## [DATA PROVIDED]
· · · ·

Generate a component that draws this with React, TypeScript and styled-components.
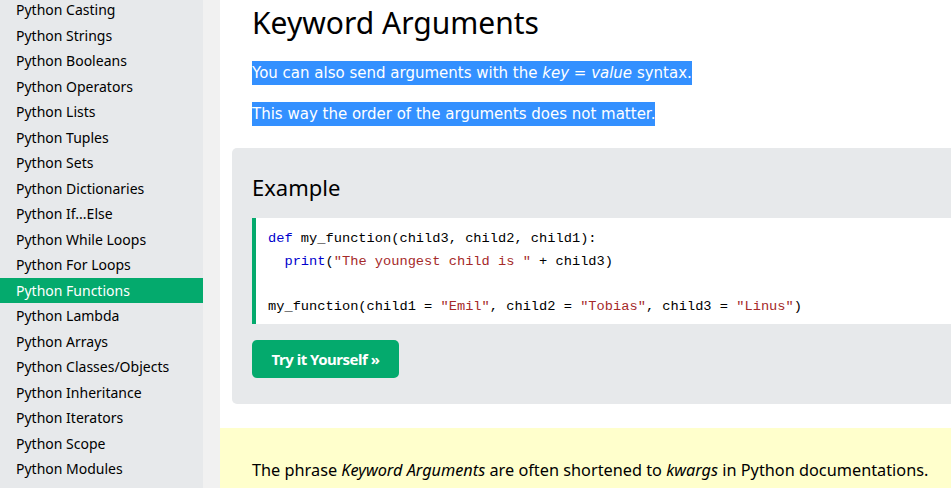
import React from "react";
import styled, { createGlobalStyle } from "styled-components";

const Global = createGlobalStyle`
  html, body { margin: 0; padding: 0; background: #fff; overflow: hidden; }
  body { width: 951px; height: 488px; }
`;

const Page = styled.div`
  display: flex;
  width: 951px;
  height: 488px;
  overflow: hidden;
`;

const Sidebar = styled.nav`
  width: 203px;
  flex: none;
  background: #e7e9eb;
  display: flex;
  flex-direction: column;
  margin-top: -3px;
  height: 600px;
`;

const Gutter = styled.div`
  width: 17px;
  flex: none;
  background: #f1f1f1;
`;

const NavItem = styled.a<{ $active?: boolean }>`
  display: block;
  height: 25.5px;
  line-height: 25.5px;
  padding-left: 16px;
  font-family: "Noto Sans", "Open Sans", sans-serif;
  font-size: 14px;
  color: ${(p) => (p.$active ? "#fff" : "#000")};
  background: ${(p) => (p.$active ? "#04aa6d" : "transparent")};
  text-decoration: none;
  white-space: nowrap;
`;

const Main = styled.main`
  flex: none;
  width: 900px;
  display: flex;
  flex-direction: column;
`;

const Content = styled.div`
  padding: 0 0 0 12px;
  display: flex;
  flex-direction: column;
`;

const Title = styled.h1`
  margin: 3px 0 0 20px;
  font-family: "Noto Sans", "Open Sans", sans-serif;
  font-weight: 400;
  font-size: 30px;
  line-height: 40px;
  color: #000;
`;

const Para = styled.p<{ $top: number }>`
  margin: ${(p) => p.$top}px 0 0 20px;
  font-family: "DejaVu Sans", Verdana, sans-serif;
  font-size: 15px;
  line-height: 23px;
`;

const Selected = styled.span`
  background: #3390ff;
  color: #fff;
  padding: 2.8px 0 2.8px;
`;

const Example = styled.section`
  margin-top: 22px;
  background: #e7e9eb;
  border-radius: 5px;
  padding: 20px 0 26px 20px;
  display: flex;
  flex-direction: column;
  align-items: flex-start;
`;

const ExampleTitle = styled.h2`
  margin: 3px 0 0;
  font-family: "Noto Sans", "Open Sans", sans-serif;
  font-weight: 400;
  font-size: 22px;
  line-height: 32px;
  color: #000;
`;

const Code = styled.pre`
  align-self: stretch;
  margin: 15px 0 0;
  background: #fff;
  border-left: 4px solid #04aa6d;
  padding: 10px 12px 4px;
  font-family: "Liberation Mono", "DejaVu Sans Mono", monospace;
  font-size: 13.7px;
  line-height: 22.5px;
  color: #000;
  height: 106px;
  box-sizing: border-box;
`;

const Kw = styled.span`
  color: #0000cd;
`;

const Str = styled.span`
  color: #a52a2a;
`;

const TryButton = styled.a`
  margin-top: 16px;
  display: inline-flex;
  align-items: center;
  justify-content: center;
  width: 147px;
  height: 38px;
  background: #04aa6d;
  border-radius: 5px;
  color: #fff;
  font-family: "Noto Sans", "Open Sans", sans-serif;
  font-weight: 700;
  font-size: 15px;
  letter-spacing: -0.5px;
  text-decoration: none;
`;

const Note = styled.div`
  margin-top: 24px;
  background: #ffffcc;
  padding: 30px 0 20px 32px;
  font-family: "Noto Sans", "Open Sans", sans-serif;
  font-size: 16.3px;
  line-height: 24px;
  color: #000;
  height: 80px;
  box-sizing: border-box;
  white-space: nowrap;
`;

const items = [
  "Python Casting",
  "Python Strings",
  "Python Booleans",
  "Python Operators",
  "Python Lists",
  "Python Tuples",
  "Python Sets",
  "Python Dictionaries",
  "Python If...Else",
  "Python While Loops",
  "Python For Loops",
  "Python Functions",
  "Python Lambda",
  "Python Arrays",
  "Python Classes/Objects",
  "Python Inheritance",
  "Python Iterators",
  "Python Scope",
  "Python Modules",
];

export default function App() {
  return (
    <>
      <Global />
      <Page>
        <Sidebar>
          {items.map((t) => (
            <NavItem key={t} $active={t === "Python Functions"}>
              {t}
            </NavItem>
          ))}
        </Sidebar>
        <Gutter />
        <Main>
          <Content>
            <Title>Keyword Arguments</Title>
            <Para $top={19}>
              <Selected>
                You can also send arguments with the <i>key</i> = <i>value</i> syntax.
              </Selected>
            </Para>
            <Para $top={18}>
              <Selected>This way the order of the arguments does not matter.</Selected>
            </Para>
            <Example>
              <ExampleTitle>Example</ExampleTitle>
              <Code>
                <Kw>def</Kw> my_function(child3, child2, child1):{"\n"}
                {"  "}
                <Kw>print</Kw>(<Str>"The youngest child is "</Str> + child3){"\n"}
                {"\n"}
                my_function(child1 = <Str>"Emil"</Str>, child2 = <Str>"Tobias"</Str>, child3 ={" "}
                <Str>"Linus"</Str>)
              </Code>
              <TryButton>Try it Yourself »</TryButton>
            </Example>
          </Content>
          <Note>
            The phrase <i>Keyword Arguments</i> are often shortened to <i>kwargs</i> in Python
            documentations.
          </Note>
        </Main>
      </Page>
    </>
  );
}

· · · ·

## [AIM]
In this exercise, set down all of the data exactly, without the pictures.

## [FINISHED EXERCISE]
Generate a component that draws this with React, TypeScript and styled-components.
import React from "react";
import styled, { createGlobalStyle } from "styled-components";

const Global = createGlobalStyle`
  html, body { margin: 0; padding: 0; background: #fff; overflow: hidden; }
  body { width: 951px; height: 488px; }
`;

const Page = styled.div`
  display: flex;
  width: 951px;
  height: 488px;
  overflow: hidden;
`;

const Sidebar = styled.nav`
  width: 203px;
  flex: none;
  background: #e7e9eb;
  display: flex;
  flex-direction: column;
  margin-top: -3px;
  height: 600px;
`;

const Gutter = styled.div`
  width: 17px;
  flex: none;
  background: #f1f1f1;
`;

const NavItem = styled.a<{ $active?: boolean }>`
  display: block;
  height: 25.5px;
  line-height: 25.5px;
  padding-left: 16px;
  font-family: "Noto Sans", "Open Sans", sans-serif;
  font-size: 14px;
  color: ${(p) => (p.$active ? "#fff" : "#000")};
  background: ${(p) => (p.$active ? "#04aa6d" : "transparent")};
  text-decoration: none;
  white-space: nowrap;
`;

const Main = styled.main`
  flex: none;
  width: 900px;
  display: flex;
  flex-direction: column;
`;

const Content = styled.div`
  padding: 0 0 0 12px;
  display: flex;
  flex-direction: column;
`;

const Title = styled.h1`
  margin: 3px 0 0 20px;
  font-family: "Noto Sans", "Open Sans", sans-serif;
  font-weight: 400;
  font-size: 30px;
  line-height: 40px;
  color: #000;
`;

const Para = styled.p<{ $top: number }>`
  margin: ${(p) => p.$top}px 0 0 20px;
  font-family: "DejaVu Sans", Verdana, sans-serif;
  font-size: 15px;
  line-height: 23px;
`;

const Selected = styled.span`
  background: #3390ff;
  color: #fff;
  padding: 2.8px 0 2.8px;
`;

const Example = styled.section`
  margin-top: 22px;
  background: #e7e9eb;
  border-radius: 5px;
  padding: 20px 0 26px 20px;
  display: flex;
  flex-direction: column;
  align-items: flex-start;
`;

const ExampleTitle = styled.h2`
  margin: 3px 0 0;
  font-family: "Noto Sans", "Open Sans", sans-serif;
  font-weight: 400;
  font-size: 22px;
  line-height: 32px;
  color: #000;
`;

const Code = styled.pre`
  align-self: stretch;
  margin: 15px 0 0;
  background: #fff;
  border-left: 4px solid #04aa6d;
  padding: 10px 12px 4px;
  font-family: "Liberation Mono", "DejaVu Sans Mono", monospace;
  font-size: 13.7px;
  line-height: 22.5px;
  color: #000;
  height: 106px;
  box-sizing: border-box;
`;

const Kw = styled.span`
  color: #0000cd;
`;

const Str = styled.span`
  color: #a52a2a;
`;

const TryButton = styled.a`
  margin-top: 16px;
  display: inline-flex;
  align-items: center;
  justify-content: center;
  width: 147px;
  height: 38px;
  background: #04aa6d;
  border-radius: 5px;
  color: #fff;
  font-family: "Noto Sans", "Open Sans", sans-serif;
  font-weight: 700;
  font-size: 15px;
  letter-spacing: -0.5px;
  text-decoration: none;
`;

const Note = styled.div`
  margin-top: 24px;
  background: #ffffcc;
  padding: 30px 0 20px 32px;
  font-family: "Noto Sans", "Open Sans", sans-serif;
  font-size: 16.3px;
  line-height: 24px;
  color: #000;
  height: 80px;
  box-sizing: border-box;
  white-space: nowrap;
`;

const items = [
  "Python Casting",
  "Python Strings",
  "Python Booleans",
  "Python Operators",
  "Python Lists",
  "Python Tuples",
  "Python Sets",
  "Python Dictionaries",
  "Python If...Else",
  "Python While Loops",
  "Python For Loops",
  "Python Functions",
  "Python Lambda",
  "Python Arrays",
  "Python Classes/Objects",
  "Python Inheritance",
  "Python Iterators",
  "Python Scope",
  "Python Modules",
];

export default function App() {
  return (
    <>
      <Global />
      <Page>
        <Sidebar>
          {items.map((t) => (
            <NavItem key={t} $active={t === "Python Functions"}>
              {t}
            </NavItem>
          ))}
        </Sidebar>
        <Gutter />
        <Main>
          <Content>
            <Title>Keyword Arguments</Title>
            <Para $top={19}>
              <Selected>
                You can also send arguments with the <i>key</i> = <i>value</i> syntax.
              </Selected>
            </Para>
            <Para $top={18}>
              <Selected>This way the order of the arguments does not matter.</Selected>
            </Para>
            <Example>
              <ExampleTitle>Example</ExampleTitle>
              <Code>
                <Kw>def</Kw> my_function(child3, child2, child1):{"\n"}
                {"  "}
                <Kw>print</Kw>(<Str>"The youngest child is "</Str> + child3){"\n"}
                {"\n"}
                my_function(child1 = <Str>"Emil"</Str>, child2 = <Str>"Tobias"</Str>, child3 ={" "}
                <Str>"Linus"</Str>)
              </Code>
              <TryButton>Try it Yourself »</TryButton>
            </Example>
          </Content>
          <Note>
            The phrase <i>Keyword Arguments</i> are often shortened to <i>kwargs</i> in Python
            documentations.
          </Note>
        </Main>
      </Page>
    </>
  );
}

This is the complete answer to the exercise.